Ned and the older boys have been at Grandpa George’s 100th birthday celebration in Walla Walla for the past several days. I know being there was so rejuvenating for Ned. Walla Walla has always been so restful for my man, and he was able to connect with cousins and family at length: that has left him feeling more like himself. He even played volleyball at Pioneer Park under giant sycamore trees for upwards of four hours. All the while, I kept myself rooted in Greenwood, prepared to start graduate school at the end of next week and looked to create an inner calm to guide me gently into this new space in all of our lives. At least, that’s my prayer. I will continue pursing my Masters of Counseling degree, so if you need me to do a little practice on you, I’m sure we could diagnose each other as utterly human. But, that’s only where we’d start.
I walked around Greenlake with a friend the other day. She started talking about her life and then began retracting her thoughts, “You have so much going on. I feel badly talking about things in my life that seem minor.” In fact, they weren’t minor. I don’t find anything that someone shares as being trivial. It’s a gift to me. Ned having cancer doesn’t negate other pain, it perhaps bridges the divide, and lets others know that we know heartache. We all do. And perhaps, instead of closing up, instead of the cancer providing an opportunity for people to back away and hide, it could launch us into honesty with one another.
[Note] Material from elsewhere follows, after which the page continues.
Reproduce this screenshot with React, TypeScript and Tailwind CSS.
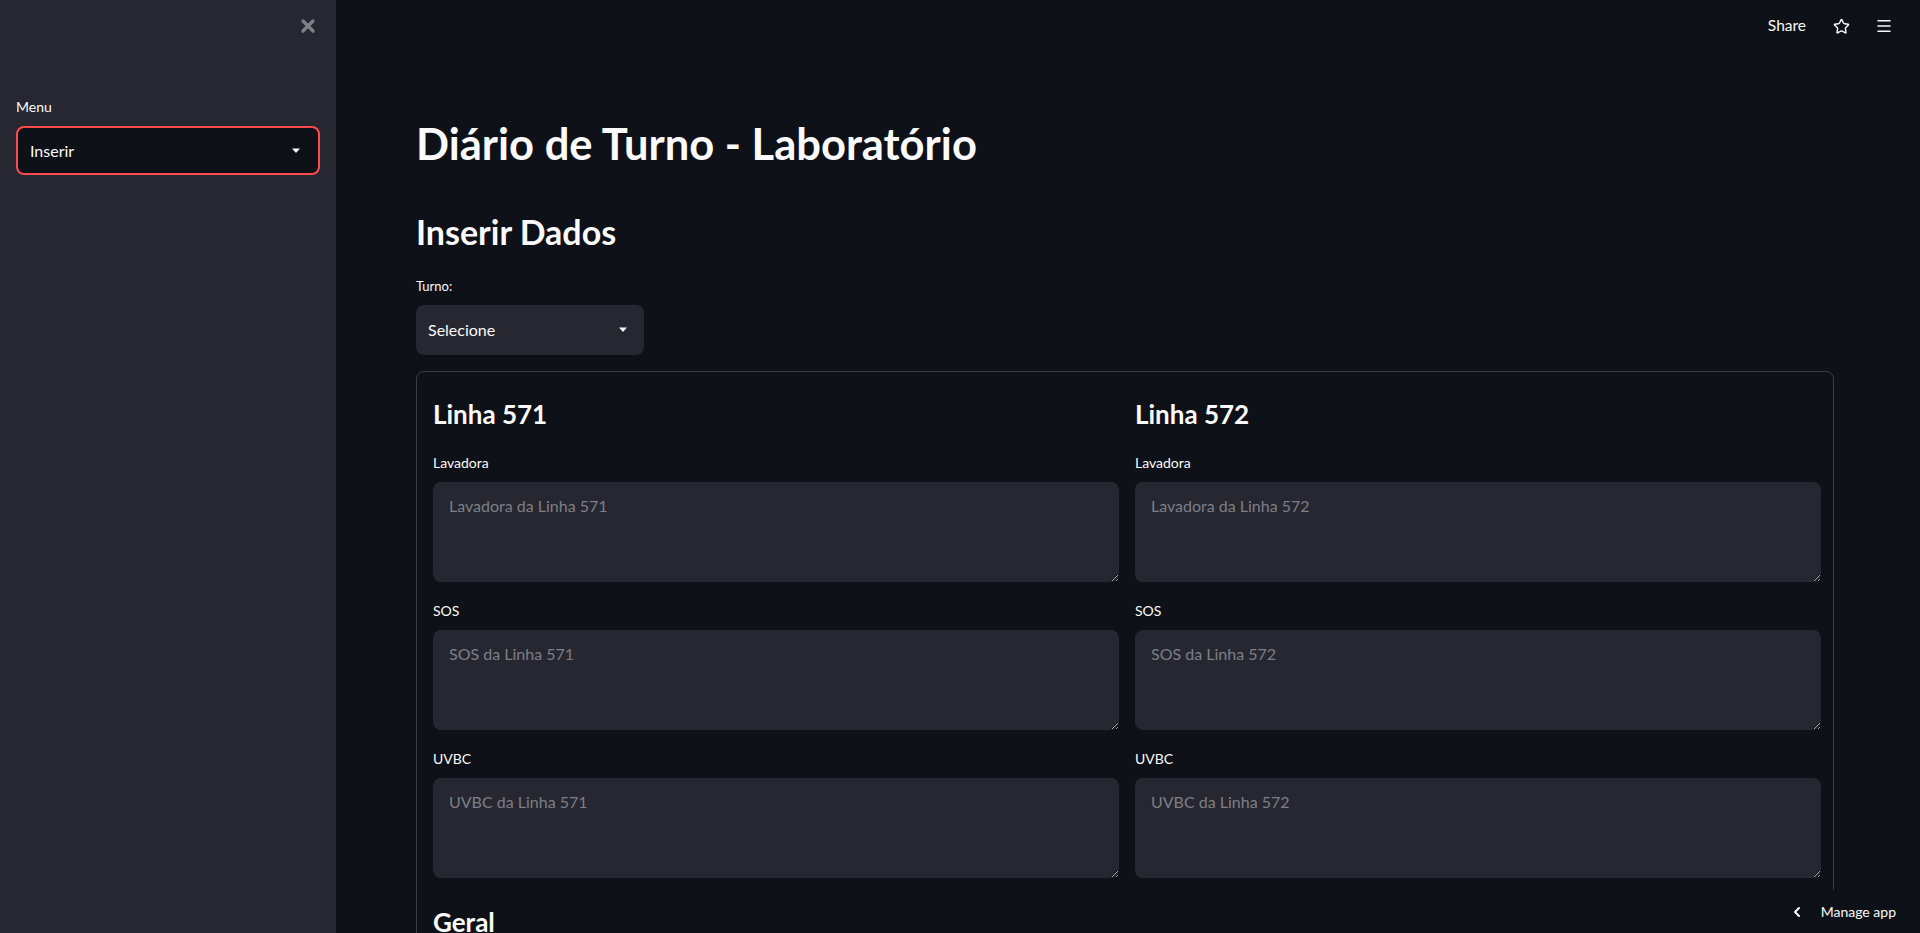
import React from 'react';
import { X, Star, Menu as MenuIcon, ChevronLeft } from 'lucide-react';

const font = { fontFamily: 'Lato, "Noto Sans", sans-serif' };

const Caret: React.FC = () => (
  <svg width="10" height="6" viewBox="0 0 10 6" className="shrink-0">
    <path d="M1 0.5h8L5 5z" fill="#fafafa" />
  </svg>
);

const Field: React.FC<{ label: string; placeholder: string; first?: boolean }> = ({ label, placeholder, first }) => (
  <div className={first ? '' : 'mt-4'}>
    <div className="h-6 flex items-center text-[14px] text-[#fafafa] mb-2">{label}</div>
    <textarea
      placeholder={placeholder}
      className="block w-full h-[100px] rounded-lg bg-[#262730] px-4 py-3 text-[16px] text-[#fafafa] placeholder:text-[#7d7f88] outline-none scheme-dark"
      style={font}
    />
  </div>
);

const LineColumn: React.FC<{ line: string }> = ({ line }) => (
  <div className="flex-1 min-w-0">
    <h3 className="text-[26px] leading-9 font-bold text-[#fafafa] mt-2 mb-[18px]">Linha {line}</h3>
    <Field first label="Lavadora" placeholder={`Lavadora da Linha ${line}`} />
    <Field label="SOS" placeholder={`SOS da Linha ${line}`} />
    <Field label="UVBC" placeholder={`UVBC da Linha ${line}`} />
  </div>
);

export default function App(): React.ReactNode {
  return (
    <div className="h-[933px] w-full overflow-hidden bg-[#0e1117] flex text-[#fafafa] relative" style={font}>
      {/* sidebar */}
      <aside className="w-[336px] shrink-0 h-full bg-[#262730] px-4">
        <div className="flex justify-end pt-[16px] pr-[2px]">
          <X className="w-[20px] h-[20px] text-[#7e8087]" strokeWidth={4} />
        </div>
        <div className="mt-[59px] text-[14px] leading-6 text-[#fafafa]">Menu</div>
        <div className="mt-[7px] h-[49px] w-[304px] rounded-lg border-2 border-[#ff4b4b] bg-[#0e1117] flex items-center justify-between pl-3 pr-[17px]">
          <span className="text-[16px]">Inserir</span>
          <Caret />
        </div>
      </aside>

      {/* main */}
      <main className="flex-1 min-w-0 pl-20 pr-[86px] relative">
        <header className="absolute top-0 right-0 h-[52px] flex items-center pr-[27px]">
          <span className="text-[15.5px] mr-[27px]">Share</span>
          <Star className="w-[17px] h-[17px] mr-[25px]" strokeWidth={2} />
          <MenuIcon className="w-[18px] h-[18px]" strokeWidth={2} />
        </header>

        <h1 className="pt-[117px] text-[43.5px] leading-[52px] font-bold">Diário de Turno - Laboratório</h1>
        <h2 className="mt-[43px] text-[34px] leading-10 font-bold">Inserir Dados</h2>
        <div className="mt-[24px] text-[13px] leading-5">Turno:</div>
        <div className="mt-[9px] h-[50px] w-[228px] rounded-lg bg-[#262730] flex items-center justify-between pl-3 pr-4">
          <span className="text-[16px]">Selecione</span>
          <Caret />
        </div>

        <section className="mt-[16px] rounded-lg border border-[#3b3d45] pl-4 pr-3 py-4">
          <div className="flex gap-4">
            <LineColumn line="571" />
            <LineColumn line="572" />
          </div>
          <h3 className="mt-[26px] text-[26px] leading-9 font-bold">Geral</h3>
          <div className="h-40" />
        </section>
      </main>

      {/* manage app */}
      <div className="absolute right-0 bottom-0 h-[43px] w-[140px] bg-[#0e1117] flex items-center justify-end pr-[24px] gap-[16px]">
        <ChevronLeft className="w-[16px] h-[16px]" strokeWidth={3} />
        <span className="text-[14px]">Manage app</span>
      </div>
    </div>
  );
}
I think Ned’s cancer has left some people not knowing what to say, and I imagine if it gets really bad and Ned dies, some people will move away from us because it will bring up enormous feelings of helplessness. But, I can tell you something: we are not uncomfortable. This is our new normal. This is our life and we love each other. Perhaps this is the gift we have been given: to know that pain is an overwhelming, beckoning doorway towards life. It requires so much. Too much, it feels, sometimes.
But, what I’m banking on is that it’ll be worth it. Wise people have spoken of pain before. Ned isn’t the first young man to become ill, to fight cancer, and to have a modified radical neck dissection. Others have done this thing well, suffered well, become more open, more honest, and more in-touch individuals because of it. They have loved profoundly and their voices are our companions in knowing which way to go. Ned loves to feast on Rumi’s words and Mary Oliver’s poems have been my filet mignon lately. So I am stretching to stay open to what comes (mentally, emotionally, spiritually, and physically) and remembering that while I was in labor with River, the mantra that came from my mouth during the most consuming, fiercest part of labor, was “Open. Open. Open.” And then I relaxed into it, and let it come.